▶ _Task brief_:
Retype word for word the first line of the listing and each line after it up to the line with "string; h: string;", with the pictures taken out.

========

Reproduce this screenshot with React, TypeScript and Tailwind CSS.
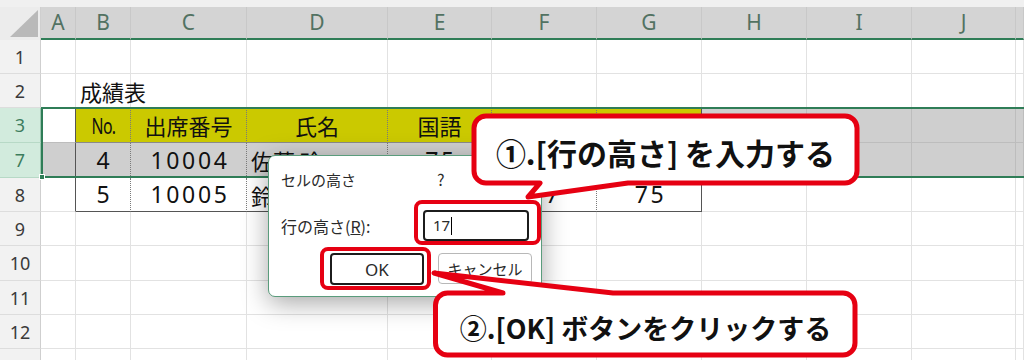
import React from 'react';

const WIDTHS = ['w-[35px]', 'w-[55px]', 'w-[116px]', 'w-[141px]', 'w-[104px]', 'w-[105px]', 'w-[105px]', 'w-[105px]', 'w-[105px]', 'w-[104px]', 'flex-1'];
const LETTERS = ['A', 'B', 'C', 'D', 'E', 'F', 'G', 'H', 'I', 'J', ''];

type C = { t: string; k: 'num' | 'jp' | 'left' | 'no' };
type Row = { n: string; h: string; cells: Record<number, C> };

const ROWS: Row[] = [
  { n: '1', h: 'h-[34px]', cells: {} },
  { n: '2', h: 'h-[34px]', cells: { 1: { t: '成績表', k: 'left' } } },
  {
    n: '3', h: 'h-[35px]', cells: {
      1: { t: 'No.', k: 'no' }, 2: { t: '出席番号', k: 'jp' }, 3: { t: '氏名', k: 'jp' },
      4: { t: '国語', k: 'jp' },
    },
  },
  {
    n: '7', h: 'h-[35px]', cells: {
      1: { t: '4', k: 'num' }, 2: { t: '10004', k: 'num' }, 3: { t: '佐藤 玲', k: 'left' },
      4: { t: '75', k: 'num' },
    },
  },
  {
    n: '8', h: 'h-[34px]', cells: {
      1: { t: '5', k: 'num' }, 2: { t: '10005', k: 'num' }, 3: { t: '鈴木 翔', k: 'left' },
      5: { t: '77', k: 'num' }, 6: { t: '75', k: 'num' },
    },
  },
  { n: '9', h: 'h-[34px]', cells: {} },
  { n: '10', h: 'h-[35px]', cells: {} },
  { n: '11', h: 'h-[34px]', cells: {} },
  { n: '12', h: 'h-[34px]', cells: {} },
  { n: '', h: 'h-[35px]', cells: {} },
];

function cellCls(r: string, c: number) {
  const sel = r === '3' || r === '7';
  const tbl = r === '3' || r === '7' || r === '8';
  let bg = 'bg-white';
  if (r === '3') bg = c === 0 ? 'bg-white' : c <= 6 ? 'bg-[#cbc900]' : 'bg-[#cfcfcf]';
  else if (r === '7') bg = 'bg-[#cfcfcf]';
  let br = sel ? 'border-r-[#bdbdbd]' : 'border-r-[#e2e2e2]';
  if (tbl && c === 0) br = 'border-r-[#555555]';
  else if (tbl && c >= 1 && c <= 5) br = 'border-r-[#7a7a7a] [border-right-style:dotted]';
  else if (tbl && c === 6) br = 'border-r-[#555555]';
  let bb = sel ? 'border-b-[#bdbdbd]' : 'border-b-[#e2e2e2]';
  if (r === '3' && c >= 1 && c <= 6) bb = 'border-b-[#8a8a8a]';
  if (r === '8' && c >= 1 && c <= 6) bb = 'border-b-[#555555]';
  return `${bg} ${br} ${bb}`;
}

function CellText({ c }: { c: C }) {
  if (c.k === 'num')
    return (
      <span className="relative z-10 w-full text-center pl-[3px] text-[23px] leading-none tracking-[2.6px] text-[#111] font-['Noto_Sans',sans-serif]">
        {c.t}
      </span>
    );
  if (c.k === 'no')
    return (
      <span className="relative z-10 w-full text-center text-[22px] leading-none text-[#111] font-['Noto_Sans',sans-serif]">
        <span className="inline-block scale-x-[0.72] tracking-[-1px]">{c.t}</span>
      </span>
    );
  if (c.k === 'jp')
    return (
      <span className="relative z-10 w-full text-center text-[22px] leading-none text-[#111] font-['Noto_Sans_CJK_JP',sans-serif]">
        {c.t}
      </span>
    );
  return (
    <span className="relative z-10 pl-[4px] whitespace-nowrap text-[22px] leading-none text-[#111] font-['Noto_Sans_CJK_JP',sans-serif]">
      {c.t}
    </span>
  );
}

export default function App() {
  return (
    <div className="relative w-[1024px] h-[360px] overflow-hidden bg-white font-['Noto_Sans','Noto_Sans_CJK_JP',sans-serif]">
      {/* sheet */}
      <div className="flex flex-col">
        <div className="h-[7px] bg-[#f0f0f0]" />
        {/* column header */}
        <div className="flex h-[33px]">
          <div className="relative w-[41px] shrink-0 bg-[#ececec] border-r border-[#cfcfcf]">
            <svg className="absolute left-0 top-0" width="41" height="33" viewBox="0 0 41 33">
              <polygon points="38,3 38,30 10,30" fill="#b9b9b9" />
            </svg>
          </div>
          {LETTERS.map((l, i) => (
            <div
              key={i}
              className={`${WIDTHS[i]} shrink-0 flex items-center justify-center bg-[#d4d4d4] border-r border-r-[#c8c8c8] border-b-2 border-b-[#2f7d57] text-[21px] text-[#527262] leading-none`}
            >
              {l}
            </div>
          ))}
        </div>
        {ROWS.map((r, ri) => {
          const sel = r.n === '3' || r.n === '7';
          return (
            <div key={ri} className={`flex ${r.h}`}>
              <div
                className={`w-[41px] shrink-0 flex items-center justify-center border-r border-b text-[18px] leading-none ${
                  sel
                    ? 'bg-[#d2ebdd] text-[#3d7d5d] border-r-[#9cc7b0] border-b-[#b7d9c6]'
                    : 'bg-[#f2f2f2] text-[#3a3a3a] border-r-[#cfcfcf] border-b-[#dddddd]'
                }`}
              >
                {r.n}
              </div>
              {WIDTHS.map((w, c) => {
                const cell = r.cells[c];
                return (
                  <div key={c} className={`${w} shrink-0 h-full flex items-center border-r border-b ${cellCls(r.n, c)}`}>
                    {cell ? <CellText c={cell} /> : null}
                  </div>
                );
              })}
            </div>
          );
        })}
      </div>

      {/* row selection outline */}
      <div className="absolute z-20 left-[41px] top-[107px] w-[990px] h-[71px] border-2 border-[#2f7d57]" />
      <div className="absolute z-20 left-[39px] top-[174px] w-[6px] h-[6px] bg-[#2f7d57] border border-white" />

      {/* dialog */}
      <div className="absolute z-30 left-[268px] top-[155px] w-[274px] h-[142px] bg-white border border-[#5a9c7c] rounded-[7px] shadow-[0_6px_26px_rgba(0,0,0,0.35)] font-['Noto_Sans_CJK_JP',sans-serif] text-[#2a2a2a]">
        <div className="pl-[12px] pt-[13px]">
          <div className="flex items-center h-[20px]">
            <span className="w-[156px] text-[15px] leading-none">セルの高さ</span>
            <span className="text-[16px] leading-none">?</span>
          </div>
          <div className="flex items-center h-[31px] mt-[21px]">
            <span className="w-[142px] text-[16px] leading-none">
              行の高さ(<span className="underline">R</span>):
            </span>
            <div className="w-[106px] h-[31px] border-2 border-[#1c1c1c] rounded-[4px] flex items-center pl-[8px]">
              <span className="text-[15px] leading-none font-['Noto_Sans',sans-serif]">17</span>
              <span className="w-px h-[18px] bg-black ml-px" />
            </div>
          </div>
          <div className="flex mt-[12px] ml-[49px] gap-[14px]">
            <div className="w-[94px] h-[32px] border-2 border-[#1c1c1c] rounded-[4px] flex items-center justify-center text-[17px] leading-none font-['Noto_Sans',sans-serif]">
              OK
            </div>
            <div className="w-[94px] h-[31px] border border-[#b8b8b8] rounded-[4px] flex items-center justify-center text-[15px] leading-none">
              キャンセル
            </div>
          </div>
        </div>
      </div>

      {/* red highlight boxes */}
      <div className="absolute z-40 left-[414px] top-[200px] w-[127px] h-[45px] border-[4px] border-[#e60012] rounded-[8px]" />
      <div className="absolute z-40 left-[320px] top-[247px] w-[111px] h-[43px] border-[4px] border-[#e60012] rounded-[8px]" />

      {/* callout shapes */}
      <svg className="absolute z-40 left-0 top-0 pointer-events-none" width="1024" height="360" viewBox="0 0 1024 360">
        <path
          d="M 486 116 H 845 A 12 12 0 0 1 857 128 V 171 A 12 12 0 0 1 845 183 H 628 L 528 197 L 540 183 H 486 A 12 12 0 0 1 474 171 V 128 A 12 12 0 0 1 486 116 Z"
          fill="#ffffff"
          stroke="#e60012"
          strokeWidth="5"
          strokeLinejoin="round"
        />
        <path
          d="M 447.5 293 H 503 L 434 273 L 613 293 H 843 A 12 12 0 0 1 855 305 V 343 A 12 12 0 0 1 843 355 H 447.5 A 12 12 0 0 1 435.5 343 V 305 A 12 12 0 0 1 447.5 293 Z"
          fill="#ffffff"
          stroke="#e60012"
          strokeWidth="5"
          strokeLinejoin="round"
        />
      </svg>

      {/* callout texts */}
      <div className="absolute z-50 left-[474px] top-[116px] w-[383px] h-[67px] flex items-center justify-center pt-[4px] font-['Noto_Sans_CJK_JP',sans-serif] font-bold text-[30px] leading-none text-[#111] whitespace-nowrap">
        ①.[行の高さ] を入力する
      </div>
      <div className="absolute z-50 left-[436px] top-[293px] w-[419px] h-[62px] flex items-center justify-center pt-[7px] font-['Noto_Sans_CJK_JP',sans-serif] font-bold text-[27px] leading-none text-[#111] whitespace-nowrap">
        ②.[OK] ボタンをクリックする
      </div>
    </div>
  );
}
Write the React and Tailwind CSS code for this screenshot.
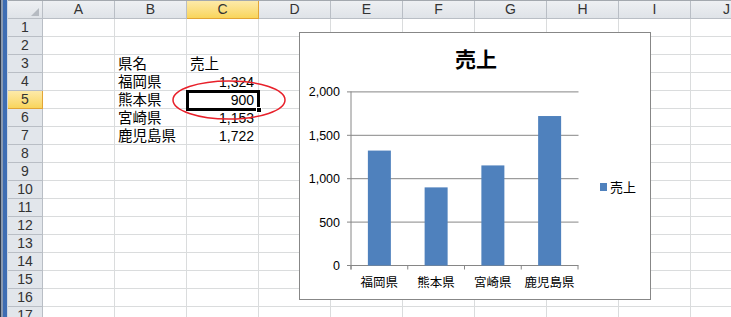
import React from 'react';

const cols = ['A', 'B', 'C', 'D', 'E', 'F', 'G', 'H', 'I', 'J'];
const rows = Array.from({ length: 17 }, (_, i) => i + 1);

const cells = {
  'B3': { text: '県名' },
  'C3': { text: '売上' },
  'B4': { text: '福岡県' },
  'C4': { text: '1,324', num: true },
  'B5': { text: '熊本県' },
  'C5': { text: '900', num: true },
  'B6': { text: '宮崎県' },
  'C6': { text: '1,153', num: true },
  'B7': { text: '鹿児島県' },
  'C7': { text: '1,722', num: true },
};

const data = [
  { name: '福岡県', value: 1324 },
  { name: '熊本県', value: 900 },
  { name: '宮崎県', value: 1153 },
  { name: '鹿児島県', value: 1722 },
];

const jp = '"Noto Sans CJK JP", "Liberation Sans", sans-serif';

const Chart = () => {
  const y0 = 232.5;
  const scale = 173.6 / 2000;
  const axisX = 51;
  const catW = 56.75;
  return (
    <div className="absolute left-[299px] top-[32px] h-[268px] w-[352px] border border-[#878787] bg-white">
      <svg width="350" height="266" className="absolute left-0 top-0">
        <text x="176" y="34" textAnchor="middle" fontSize="21" fontWeight="700" fill="#000" fontFamily={jp}>
          売上
        </text>
        {[0, 500, 1000, 1500, 2000].map((v) => {
          const y = y0 - v * scale;
          return (
            <g key={v}>
              <line x1="47" x2="278.5" y1={y} y2={y} stroke="#868686" strokeWidth="1" />
              <text x="40" y={y + 4.5} textAnchor="end" fontSize="12.5" fill="#000" fontFamily='"Liberation Sans", sans-serif'>
                {v.toLocaleString('en-US')}
              </text>
            </g>
          );
        })}
        <line x1={axisX} x2={axisX} y1="58.5" y2={y0 + 4} stroke="#868686" />
        {[0, 1, 2, 3, 4].map((i) => (
          <line key={i} x1={axisX + i * catW} x2={axisX + i * catW} y1={y0} y2={y0 + 4} stroke="#868686" />
        ))}
        {data.map((d, i) => {
          const cx = axisX + catW * (i + 0.5);
          const h = d.value * scale;
          return (
            <g key={d.name}>
              <rect x={cx - 11.5} y={y0 - h} width="23" height={h} fill="#4f81bd" />
              <text x={cx} y="254" textAnchor="middle" fontSize="12.5" fill="#000" fontFamily={jp}>
                {d.name}
              </text>
            </g>
          );
        })}
        <rect x="300" y="150" width="7" height="8" fill="#4f81bd" />
        <text x="310" y="159" fontSize="13" fill="#000" fontFamily={jp}>
          売上
        </text>
      </svg>
    </div>
  );
};

export default function App() {
  return (
    <div className="relative flex h-[317px] w-[731px] overflow-hidden bg-white" style={{ fontFamily: jp }}>
      <div className="flex h-full w-[8px] shrink-0">
        <div className="w-[1px] bg-[#2e3a4c]" />
        <div className="w-[2px] bg-[#8b9ab0]" />
        <div className="w-[4px] bg-[#3e6db3]" />
        <div className="w-[1px] bg-[#cdd6e3]" />
      </div>

      <div className="flex flex-col border-t border-[#a3a8ae]">
        <div className="flex h-[18px] shrink-0">
          <div className="relative h-[18px] w-[35px] shrink-0 border-r border-b border-[#b9bec5] bg-gradient-to-b from-[#eef0f3] to-[#dfe3e8]">
            <div className="absolute bottom-[2px] right-[3px] h-0 w-0 border-l-[8px] border-t-[8px] border-l-transparent border-t-transparent border-b-[0px] border-r-[8px] border-r-[#b6bbc2]" />
          </div>
          {cols.map((c) => (
            <div
              key={c}
              className={
                c === 'C'
                  ? 'flex h-[18px] w-[72px] shrink-0 items-center justify-center border-r border-b border-[#e2a536] bg-gradient-to-b from-[#fdeaa8] to-[#f9d55a] text-[14px] text-[#333]'
                  : 'flex h-[18px] w-[72px] shrink-0 items-center justify-center border-r border-b border-[#b9bec5] bg-gradient-to-b from-[#eef0f3] to-[#dfe3e8] text-[14px] text-[#333]'
              }
              style={{ fontFamily: '"Liberation Sans", sans-serif' }}
            >
              {c}
            </div>
          ))}
        </div>

        {rows.map((r) => (
          <div key={r} className="flex h-[18px] shrink-0">
            <div
              className={
                r === 5
                  ? 'flex h-[18px] w-[35px] shrink-0 items-center justify-center border-r border-b border-[#e2a536] bg-gradient-to-b from-[#fdeaa8] to-[#f9d55a] text-[14px] text-[#333]'
                  : 'flex h-[18px] w-[35px] shrink-0 items-center justify-center border-r border-b border-[#b9bec5] bg-[#e2e6eb] text-[14px] text-[#333]'
              }
              style={{ fontFamily: '"Liberation Sans", sans-serif' }}
            >
              {r}
            </div>
            {cols.map((c) => {
              const cell = cells[c + r];
              return (
                <div
                  key={c}
                  className={
                    cell && cell.num
                      ? 'flex h-[18px] w-[72px] shrink-0 items-center justify-end whitespace-nowrap border-r border-b border-[#dadcdd] pr-[4px] text-[14px] leading-none text-black'
                      : 'flex h-[18px] w-[72px] shrink-0 items-center whitespace-nowrap border-r border-b border-[#dadcdd] pl-[3px] text-[14.5px] leading-none text-black'
                  }
                  style={cell && cell.num ? { fontFamily: '"Liberation Sans", sans-serif' } : undefined}
                >
                  {cell ? cell.text : null}
                </div>
              );
            })}
          </div>
        ))}
      </div>

      {/* selected cell C5 */}
      <div className="pointer-events-none absolute left-[186px] top-[90px] h-[21px] w-[74px] border-[3px] border-black" />
      <div className="pointer-events-none absolute left-[256px] top-[107px] h-[6px] w-[6px] border border-white bg-black" />

      {/* red circle annotation */}
      <svg className="pointer-events-none absolute left-[170px] top-[78px]" width="120" height="45">
        <ellipse cx="59" cy="22" rx="56" ry="19" fill="none" stroke="#e8202a" strokeWidth="1.5" />
      </svg>

      <Chart />
    </div>
  );
}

========

▶ _Written reply_:
Reproduce this screenshot with React, TypeScript and Tailwind CSS.
import React from 'react';

const WIDTHS = ['w-[35px]', 'w-[55px]', 'w-[116px]', 'w-[141px]', 'w-[104px]', 'w-[105px]', 'w-[105px]', 'w-[105px]', 'w-[105px]', 'w-[104px]', 'flex-1'];
const LETTERS = ['A', 'B', 'C', 'D', 'E', 'F', 'G', 'H', 'I', 'J', ''];

type C = { t: string; k: 'num' | 'jp' | 'left' | 'no' };
type Row = { n: string; h: string; cells: Record<number, C> };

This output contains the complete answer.